§ Aim:
Gather every line in the records below that contains the word "picture".

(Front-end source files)
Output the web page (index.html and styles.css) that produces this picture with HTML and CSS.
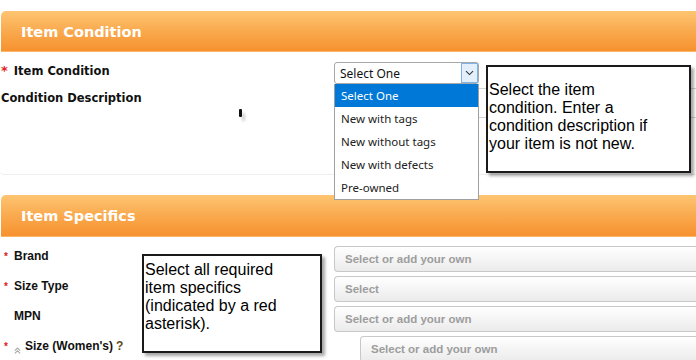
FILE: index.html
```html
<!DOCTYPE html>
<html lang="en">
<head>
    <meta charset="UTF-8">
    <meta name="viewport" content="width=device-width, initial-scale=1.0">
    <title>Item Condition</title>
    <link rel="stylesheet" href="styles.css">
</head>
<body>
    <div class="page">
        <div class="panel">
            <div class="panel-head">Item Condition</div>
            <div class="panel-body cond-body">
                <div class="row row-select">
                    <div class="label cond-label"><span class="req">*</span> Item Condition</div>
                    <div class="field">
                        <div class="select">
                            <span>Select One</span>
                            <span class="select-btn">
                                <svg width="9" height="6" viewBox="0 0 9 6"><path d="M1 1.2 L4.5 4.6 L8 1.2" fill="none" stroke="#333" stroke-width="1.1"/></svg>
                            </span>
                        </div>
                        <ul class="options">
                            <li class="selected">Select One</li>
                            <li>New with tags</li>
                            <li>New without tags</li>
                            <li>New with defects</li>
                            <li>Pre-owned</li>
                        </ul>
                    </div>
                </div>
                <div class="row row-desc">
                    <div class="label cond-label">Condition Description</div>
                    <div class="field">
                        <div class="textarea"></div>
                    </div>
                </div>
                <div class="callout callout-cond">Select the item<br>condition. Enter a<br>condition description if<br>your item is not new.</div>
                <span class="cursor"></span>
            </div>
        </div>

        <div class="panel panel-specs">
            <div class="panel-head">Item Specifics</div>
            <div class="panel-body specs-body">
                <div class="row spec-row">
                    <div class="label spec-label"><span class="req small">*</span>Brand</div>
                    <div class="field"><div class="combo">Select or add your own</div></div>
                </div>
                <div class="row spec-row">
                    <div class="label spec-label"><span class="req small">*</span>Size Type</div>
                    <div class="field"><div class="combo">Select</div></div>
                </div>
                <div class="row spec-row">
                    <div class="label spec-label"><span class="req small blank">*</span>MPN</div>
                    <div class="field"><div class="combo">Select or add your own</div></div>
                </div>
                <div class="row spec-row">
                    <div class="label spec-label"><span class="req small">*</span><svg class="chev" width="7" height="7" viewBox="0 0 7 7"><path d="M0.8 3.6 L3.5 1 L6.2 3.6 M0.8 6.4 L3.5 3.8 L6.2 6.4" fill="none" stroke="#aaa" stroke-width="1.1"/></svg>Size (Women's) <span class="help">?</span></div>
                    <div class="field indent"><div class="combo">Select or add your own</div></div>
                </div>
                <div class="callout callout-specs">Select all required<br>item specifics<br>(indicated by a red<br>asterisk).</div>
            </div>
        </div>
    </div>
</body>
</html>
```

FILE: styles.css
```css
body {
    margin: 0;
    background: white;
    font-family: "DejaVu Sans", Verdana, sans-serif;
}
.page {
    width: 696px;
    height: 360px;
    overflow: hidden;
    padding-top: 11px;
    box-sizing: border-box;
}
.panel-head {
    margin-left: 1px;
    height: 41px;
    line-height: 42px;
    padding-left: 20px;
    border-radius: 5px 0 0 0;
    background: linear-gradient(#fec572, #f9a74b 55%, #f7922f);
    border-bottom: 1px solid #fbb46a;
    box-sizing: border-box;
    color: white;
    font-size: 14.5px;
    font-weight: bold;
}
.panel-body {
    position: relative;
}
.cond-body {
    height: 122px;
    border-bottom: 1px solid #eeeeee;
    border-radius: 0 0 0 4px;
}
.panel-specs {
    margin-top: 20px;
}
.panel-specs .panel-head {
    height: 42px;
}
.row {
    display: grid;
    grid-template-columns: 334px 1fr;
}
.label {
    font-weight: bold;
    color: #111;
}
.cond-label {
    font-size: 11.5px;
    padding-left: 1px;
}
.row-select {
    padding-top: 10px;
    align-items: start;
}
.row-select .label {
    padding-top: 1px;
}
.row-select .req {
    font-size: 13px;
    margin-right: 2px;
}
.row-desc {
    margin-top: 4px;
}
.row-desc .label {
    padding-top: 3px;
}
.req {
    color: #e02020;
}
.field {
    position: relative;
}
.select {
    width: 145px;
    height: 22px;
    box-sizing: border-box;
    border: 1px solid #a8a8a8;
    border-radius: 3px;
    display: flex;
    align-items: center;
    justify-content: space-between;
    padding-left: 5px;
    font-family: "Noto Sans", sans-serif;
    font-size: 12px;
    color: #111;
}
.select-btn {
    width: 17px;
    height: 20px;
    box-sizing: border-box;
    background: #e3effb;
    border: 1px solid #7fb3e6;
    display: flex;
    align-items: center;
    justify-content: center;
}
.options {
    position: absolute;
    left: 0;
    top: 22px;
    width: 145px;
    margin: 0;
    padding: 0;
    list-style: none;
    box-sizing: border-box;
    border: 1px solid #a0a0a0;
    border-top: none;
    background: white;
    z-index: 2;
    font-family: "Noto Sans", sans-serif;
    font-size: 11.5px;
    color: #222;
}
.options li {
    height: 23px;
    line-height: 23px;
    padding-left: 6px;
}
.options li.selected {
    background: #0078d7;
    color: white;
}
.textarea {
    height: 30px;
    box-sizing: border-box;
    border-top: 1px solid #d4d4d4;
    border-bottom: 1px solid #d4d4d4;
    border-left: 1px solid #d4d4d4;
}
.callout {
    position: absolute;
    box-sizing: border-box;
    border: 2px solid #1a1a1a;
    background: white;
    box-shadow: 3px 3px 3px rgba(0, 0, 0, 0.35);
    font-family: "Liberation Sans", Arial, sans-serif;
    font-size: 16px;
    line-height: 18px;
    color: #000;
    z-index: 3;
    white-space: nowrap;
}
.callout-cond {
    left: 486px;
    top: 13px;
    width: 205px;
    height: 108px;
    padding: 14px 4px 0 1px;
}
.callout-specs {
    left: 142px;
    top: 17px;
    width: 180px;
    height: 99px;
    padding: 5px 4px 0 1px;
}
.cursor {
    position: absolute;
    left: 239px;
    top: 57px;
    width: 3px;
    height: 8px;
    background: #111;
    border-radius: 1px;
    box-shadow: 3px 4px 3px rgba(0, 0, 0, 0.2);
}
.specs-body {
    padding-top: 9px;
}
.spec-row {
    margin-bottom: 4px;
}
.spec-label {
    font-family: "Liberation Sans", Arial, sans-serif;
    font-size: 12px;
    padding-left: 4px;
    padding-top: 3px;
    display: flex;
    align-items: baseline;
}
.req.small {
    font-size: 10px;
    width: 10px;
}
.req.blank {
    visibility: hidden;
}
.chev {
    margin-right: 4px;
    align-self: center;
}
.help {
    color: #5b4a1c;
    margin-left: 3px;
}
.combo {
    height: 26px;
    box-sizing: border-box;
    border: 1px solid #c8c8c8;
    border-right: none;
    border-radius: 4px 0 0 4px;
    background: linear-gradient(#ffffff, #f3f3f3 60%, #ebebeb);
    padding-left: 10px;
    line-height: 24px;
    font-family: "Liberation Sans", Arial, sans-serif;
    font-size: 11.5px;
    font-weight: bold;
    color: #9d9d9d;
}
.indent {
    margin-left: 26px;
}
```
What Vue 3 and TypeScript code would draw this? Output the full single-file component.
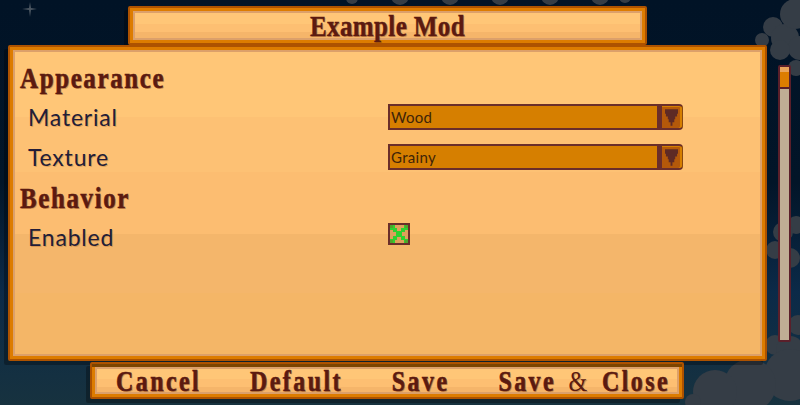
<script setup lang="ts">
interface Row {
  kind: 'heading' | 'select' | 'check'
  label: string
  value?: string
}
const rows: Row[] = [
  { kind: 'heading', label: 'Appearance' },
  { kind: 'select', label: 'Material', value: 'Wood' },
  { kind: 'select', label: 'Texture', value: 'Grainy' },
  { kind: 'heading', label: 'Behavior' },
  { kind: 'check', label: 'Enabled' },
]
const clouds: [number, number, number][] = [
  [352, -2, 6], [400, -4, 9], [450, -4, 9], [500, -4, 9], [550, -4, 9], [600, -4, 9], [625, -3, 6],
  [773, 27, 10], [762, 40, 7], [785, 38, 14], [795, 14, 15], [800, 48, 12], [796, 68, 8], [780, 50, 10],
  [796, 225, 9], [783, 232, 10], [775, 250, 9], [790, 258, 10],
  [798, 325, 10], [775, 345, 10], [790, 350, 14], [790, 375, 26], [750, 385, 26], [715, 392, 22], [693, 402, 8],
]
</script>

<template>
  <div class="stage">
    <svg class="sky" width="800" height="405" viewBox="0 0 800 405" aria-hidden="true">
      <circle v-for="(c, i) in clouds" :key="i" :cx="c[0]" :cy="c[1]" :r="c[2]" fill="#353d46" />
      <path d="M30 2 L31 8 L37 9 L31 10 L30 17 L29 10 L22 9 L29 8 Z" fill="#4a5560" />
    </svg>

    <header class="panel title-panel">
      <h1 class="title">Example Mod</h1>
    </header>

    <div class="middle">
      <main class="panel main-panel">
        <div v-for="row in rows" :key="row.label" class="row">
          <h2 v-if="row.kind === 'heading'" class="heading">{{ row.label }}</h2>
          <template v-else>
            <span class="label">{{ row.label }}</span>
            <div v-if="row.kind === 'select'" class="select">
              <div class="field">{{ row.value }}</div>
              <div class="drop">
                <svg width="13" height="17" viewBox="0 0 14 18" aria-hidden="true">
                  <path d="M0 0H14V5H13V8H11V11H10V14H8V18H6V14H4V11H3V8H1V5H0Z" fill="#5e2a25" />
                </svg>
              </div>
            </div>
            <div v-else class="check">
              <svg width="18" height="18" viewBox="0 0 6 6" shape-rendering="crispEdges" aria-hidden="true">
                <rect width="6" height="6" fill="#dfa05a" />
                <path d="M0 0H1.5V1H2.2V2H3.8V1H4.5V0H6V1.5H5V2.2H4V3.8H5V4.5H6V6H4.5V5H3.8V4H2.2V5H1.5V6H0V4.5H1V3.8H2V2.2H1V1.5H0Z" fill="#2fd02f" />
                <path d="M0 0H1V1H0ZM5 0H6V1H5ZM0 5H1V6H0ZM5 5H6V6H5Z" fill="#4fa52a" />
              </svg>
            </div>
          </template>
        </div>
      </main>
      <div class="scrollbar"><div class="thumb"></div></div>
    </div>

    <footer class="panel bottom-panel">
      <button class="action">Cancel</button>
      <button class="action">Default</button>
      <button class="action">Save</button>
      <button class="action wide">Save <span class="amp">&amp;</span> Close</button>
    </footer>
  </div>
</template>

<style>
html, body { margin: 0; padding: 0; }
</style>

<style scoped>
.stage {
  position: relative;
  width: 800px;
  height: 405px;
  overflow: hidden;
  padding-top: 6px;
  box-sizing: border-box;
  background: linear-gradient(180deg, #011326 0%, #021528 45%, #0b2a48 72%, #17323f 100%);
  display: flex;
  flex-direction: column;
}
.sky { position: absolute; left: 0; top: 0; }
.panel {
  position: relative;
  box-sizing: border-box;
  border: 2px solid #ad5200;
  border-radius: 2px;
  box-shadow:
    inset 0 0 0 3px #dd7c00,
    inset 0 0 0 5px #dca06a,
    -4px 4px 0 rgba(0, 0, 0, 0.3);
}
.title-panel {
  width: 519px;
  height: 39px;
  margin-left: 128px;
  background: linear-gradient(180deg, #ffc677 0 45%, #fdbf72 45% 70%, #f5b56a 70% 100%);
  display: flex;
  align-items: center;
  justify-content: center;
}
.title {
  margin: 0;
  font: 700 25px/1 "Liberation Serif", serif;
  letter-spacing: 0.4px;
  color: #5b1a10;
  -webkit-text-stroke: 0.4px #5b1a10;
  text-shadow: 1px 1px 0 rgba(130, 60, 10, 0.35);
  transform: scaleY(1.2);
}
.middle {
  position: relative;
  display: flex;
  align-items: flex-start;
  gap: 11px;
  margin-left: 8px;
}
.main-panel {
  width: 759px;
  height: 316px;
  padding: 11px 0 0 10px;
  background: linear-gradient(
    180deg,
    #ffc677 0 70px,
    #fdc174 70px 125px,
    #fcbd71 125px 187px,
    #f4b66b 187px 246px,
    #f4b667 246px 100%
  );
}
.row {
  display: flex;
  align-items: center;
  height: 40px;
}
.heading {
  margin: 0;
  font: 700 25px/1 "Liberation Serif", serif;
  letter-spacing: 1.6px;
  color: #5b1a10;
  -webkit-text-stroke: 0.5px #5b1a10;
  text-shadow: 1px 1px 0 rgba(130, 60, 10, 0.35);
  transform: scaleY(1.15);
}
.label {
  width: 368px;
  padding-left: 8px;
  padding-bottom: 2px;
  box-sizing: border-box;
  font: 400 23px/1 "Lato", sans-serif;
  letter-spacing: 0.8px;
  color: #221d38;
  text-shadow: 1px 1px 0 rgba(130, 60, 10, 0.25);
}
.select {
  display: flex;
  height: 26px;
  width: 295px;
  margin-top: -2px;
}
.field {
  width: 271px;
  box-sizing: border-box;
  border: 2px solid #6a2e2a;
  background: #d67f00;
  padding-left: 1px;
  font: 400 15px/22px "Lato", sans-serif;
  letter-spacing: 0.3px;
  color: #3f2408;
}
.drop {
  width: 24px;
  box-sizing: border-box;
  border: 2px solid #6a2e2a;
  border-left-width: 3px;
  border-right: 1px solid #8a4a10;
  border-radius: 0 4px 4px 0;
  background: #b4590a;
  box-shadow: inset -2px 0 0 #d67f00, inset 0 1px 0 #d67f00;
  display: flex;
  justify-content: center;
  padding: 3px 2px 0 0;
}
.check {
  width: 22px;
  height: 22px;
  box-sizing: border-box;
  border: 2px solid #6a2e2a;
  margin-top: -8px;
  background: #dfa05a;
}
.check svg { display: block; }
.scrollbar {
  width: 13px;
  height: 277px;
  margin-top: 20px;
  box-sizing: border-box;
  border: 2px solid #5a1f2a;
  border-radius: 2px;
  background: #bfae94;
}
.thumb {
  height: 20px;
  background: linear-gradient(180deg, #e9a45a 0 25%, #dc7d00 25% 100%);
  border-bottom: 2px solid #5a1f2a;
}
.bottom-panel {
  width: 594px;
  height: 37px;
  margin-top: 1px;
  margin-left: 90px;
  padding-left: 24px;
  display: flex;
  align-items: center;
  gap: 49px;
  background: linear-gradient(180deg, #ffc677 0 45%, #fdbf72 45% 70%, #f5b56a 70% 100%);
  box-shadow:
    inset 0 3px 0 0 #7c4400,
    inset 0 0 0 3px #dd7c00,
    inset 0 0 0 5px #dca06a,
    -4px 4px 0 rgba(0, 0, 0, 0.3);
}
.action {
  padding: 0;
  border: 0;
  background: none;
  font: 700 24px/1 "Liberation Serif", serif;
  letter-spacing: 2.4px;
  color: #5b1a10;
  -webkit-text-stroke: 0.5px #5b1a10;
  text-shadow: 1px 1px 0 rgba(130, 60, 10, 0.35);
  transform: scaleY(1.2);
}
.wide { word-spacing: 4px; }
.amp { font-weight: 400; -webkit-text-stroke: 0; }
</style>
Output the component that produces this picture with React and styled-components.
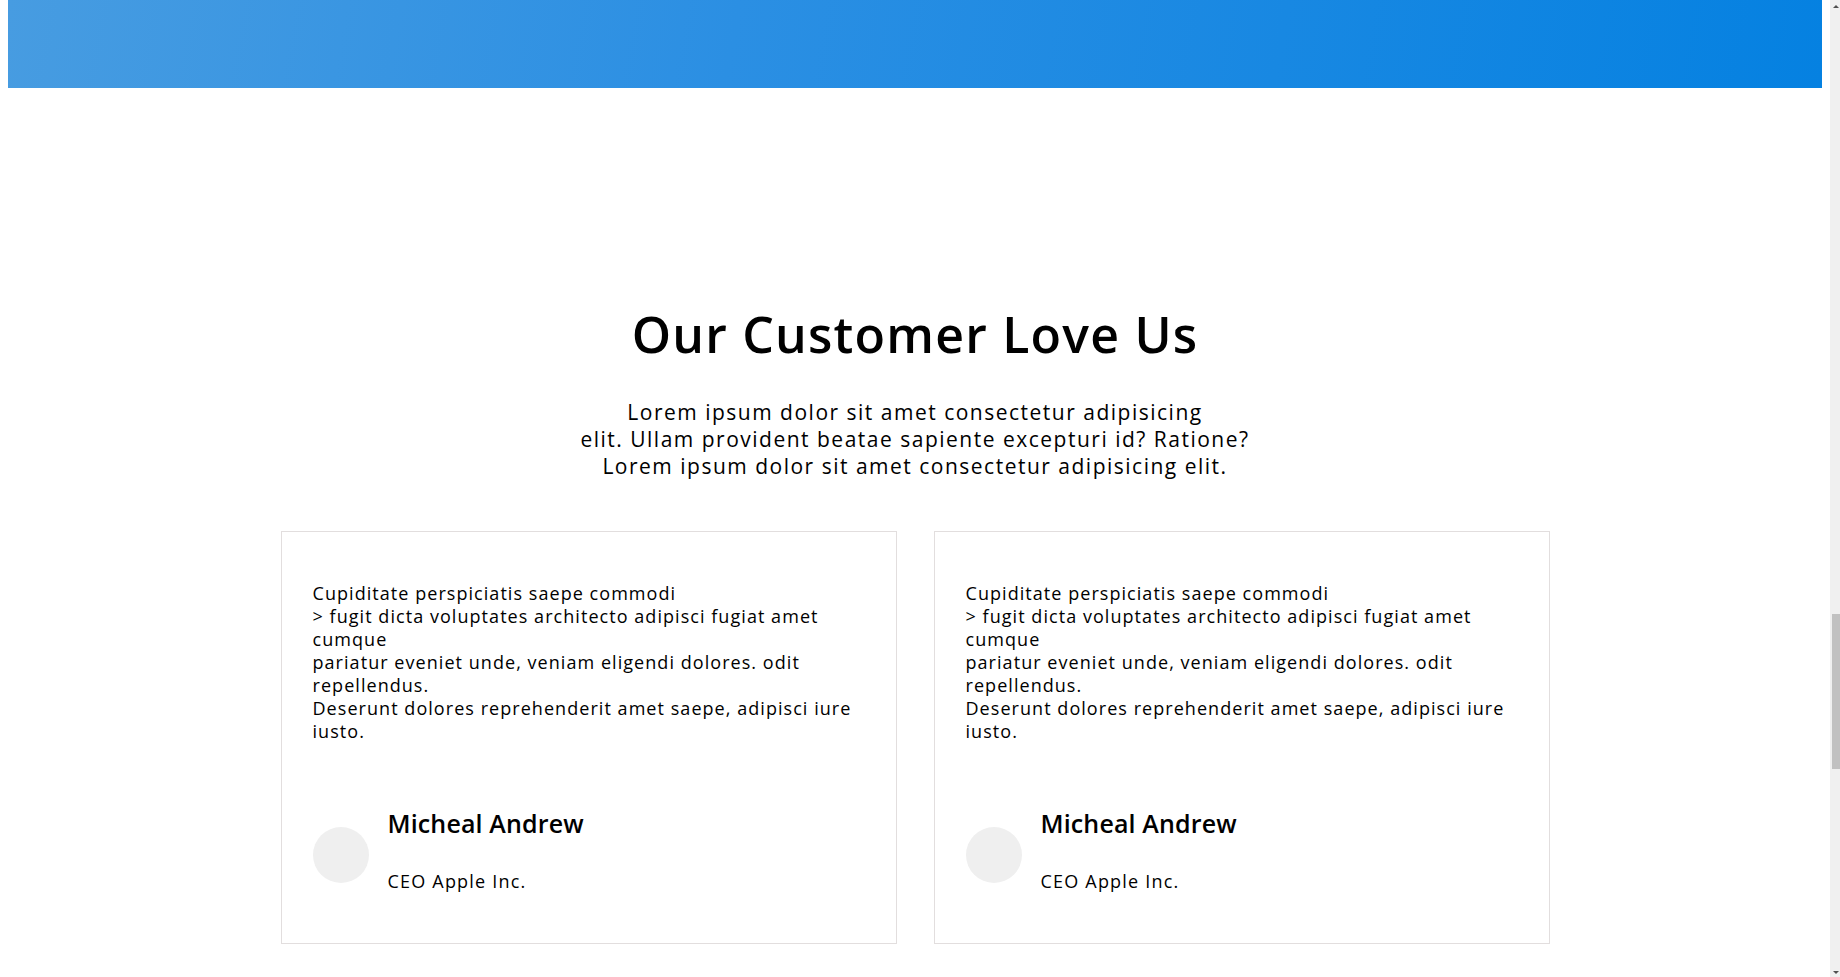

§ The result:
Output the web page (index.html and styles.css) that produces this picture with HTML and CSS.
Output the component that produces this picture with React and styled-components.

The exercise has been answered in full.